If you think about it, the concept of a video game console in your home should have been a contentious one. At the time of the Atari home systems, a video game was an upright mechanical monster of bleeping lights and coin slots: it was, in essence, a gambling machine. Who wants a slot machine in their living room? No one.

But with the creation of the “roguelike” genre powered by the Steam community, arcade designs have re-emerged. Games are difficult, done in pixel-art graphics, and reduced to two-button inputs. Perma-death has run rampant once again. Why have arcade designs come back?

Nintendo was the reason they disappeared in the first place. The reason they filled the void left by Atari and took over the industry and raised a generation of Americans, the reason the NES was a success, is that it was the first console to design games beyond the arcade. Even though the Atari 2600 and 5200 were in your living room, their games were still score-based. They were designed with rigid levels (“boards,” we called them) that barely changed between “rounds.” They were difficult, as they were in the arcade, to the point of impossibility. The design reflected the purpose. But the purpose wasn’t to be fun: it was to be addicting. The purpose was to take your money, even though by Atari’s time, you were playing in your living room for free. It was a slot machine with unlimited tries and no prizes. We wanted something more.

Nintendo made gaming an adventure. Scores and levels started disappearing. When procedural generation was invented, it became conceivable to play a game forever and never repeat yourself. Gaming could become the adventure of your life, in Pandora or Skyrim or Hyrule. The ceiling was blown off the industry’s limitations.

But here’s a curious development: the creation of new limitations in the form of graphical expectations, production schedules, and convention.

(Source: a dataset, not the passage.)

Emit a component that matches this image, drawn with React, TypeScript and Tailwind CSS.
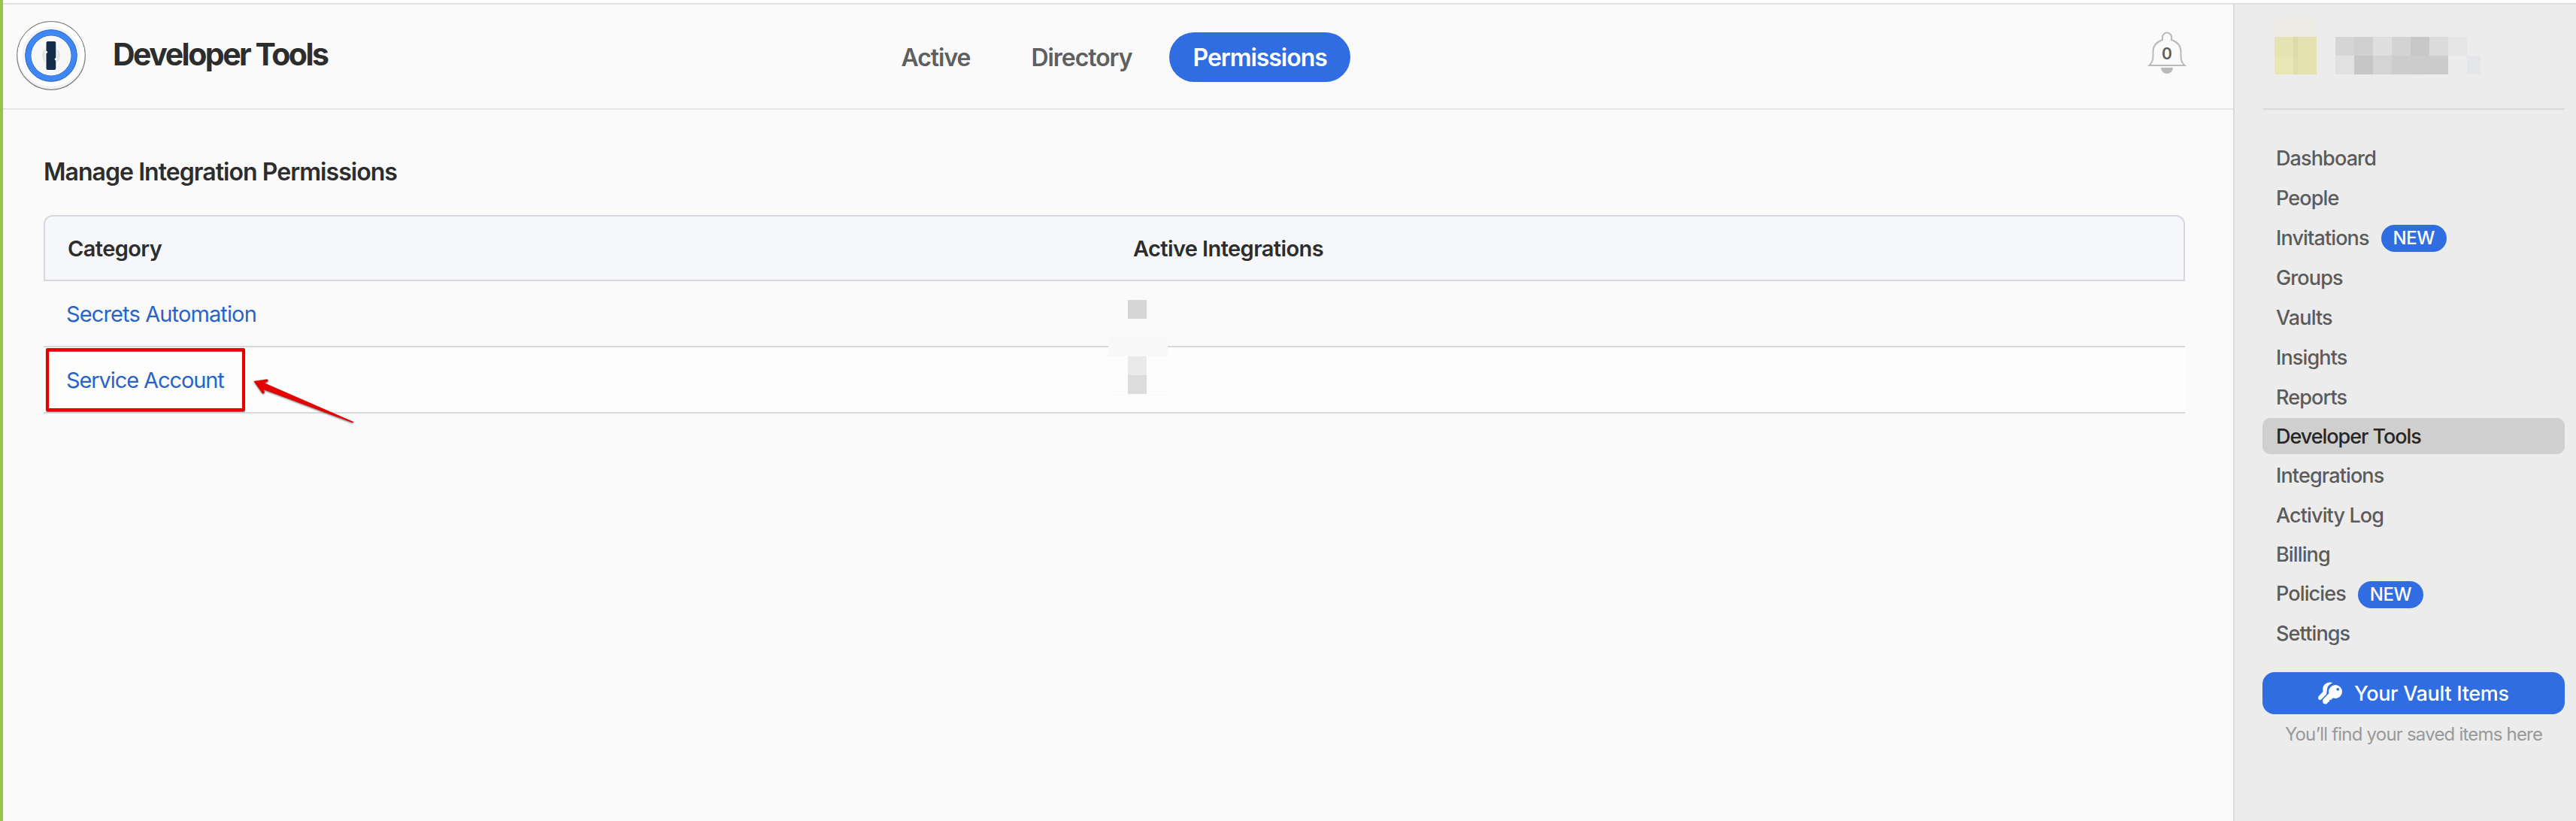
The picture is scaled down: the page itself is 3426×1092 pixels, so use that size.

By convention I mean not just what people expect from their games but what the industry expects people to expect from their games. There are quite a few stories of designers being “too creative” for an industry that wants to gamble on a sure thing. Publishers figured out that not all games are risks, and I think this is where things started to change.

Lorne Lanning is the example I always think of. He tried to continue making his Oddworld games, which in their daring darkness and broody comedy stand out from an industry of yearly releases and first-person shooters. But he had trouble from the beginning, had to compromise his projects, and never finished his series. Why? He thought the industry was still playing slot machines, that the publishers would pull the lever and roll with the results of his designs. But he was wrong. The industry had moved on. Now it was playing roulette, and when NFL and Call of Duty games are always on red and red always makes a profit, why should they bet on black?

I saw a lot of games from 2001 – 2010 that tried to be old-school or hardcore or creative, and I saw them undersell and disappear. This is so true that practically all of my favorite games from this era are what you might call “hidden gems,” games like P.N.03 and SkyGunners. There were some successes if a game could get a cult behind it: Odin Sphere and Katamari Damacy come to mind. But did these outsell Modern Warfare? No they did not.

So it’s interesting to me that PC gaming has gone back to the arcade. It makes me think that those ten years of intense restructuring were a temporary high fueled by graphics and by all the publishers diluting the market by putting too much money on red, red, red.

Now the great games on release are being conceived in two dimensions, with permanent death reworked into the equation but now without scores or lives. We haven’t simply gone back to the arcade: we’ve evolved. We’ve conflated what we know into something new. The Binding of Isaac and Spelunky and Downwell and Rogue Legacy and FTL represent the hardcore, the first gamer, re-emerging from the general gaming audience that didn’t exist when Mario squashed his first Goomba. Playing these games trifles with your emotions, though not with your wallets. Each play-through costs something in time and intensity. You give of yourself a little bit when you decide to try again from the beginning against the odds of an ending likely not even in your sight.

But we’re ready to be intense again. We’re ready to let go of the Navis and the Professor Oaks, ready to be let out into unknown wilds or into the labyrinth with only our wits about us. We’re willing to place all our bets on player skill instead of on cinematic design.

The whole industry has heard this cry: The Legend of Zelda: Breath of the Wild is nothing short of a rebuttal to the neo-arcades on PC using what AAA can do best, with graphics and size. It’s a practical demand that we continue looking to AAA for our adventures, to insist that Skyward Sword and over-tutorialization are back in the 2000s where they belong. Will AAA catch up, or will the bubble burst on all their conventions to shift console attention completely to the PC? I don’t know.

And I’m not sure it matters. Teams of one person have made better in the last few years than the entire previous decade in the AAA. The reason is that they’ve returned the centricity of their designs back to where it belongs: to the ideal player. To the one willing to test limitations and improve skills, rather than the one who hasn’t got time for any of that. The focus is no longer on casual gamers who happen to own a console (I’m sure you know one of those), but on those who beat Ghosts n’ Goblins in the arcade, who know the master quest Legend of Zelda by hearts, who took the ambiguity of Metroid as an ambition rather than a complaint.

It may seem at times that game have changed very little since the arcade, but the spirit of that design crossed decades to get to today. They’re not trying to take your money anymore. They’re trying to give you your adventures back.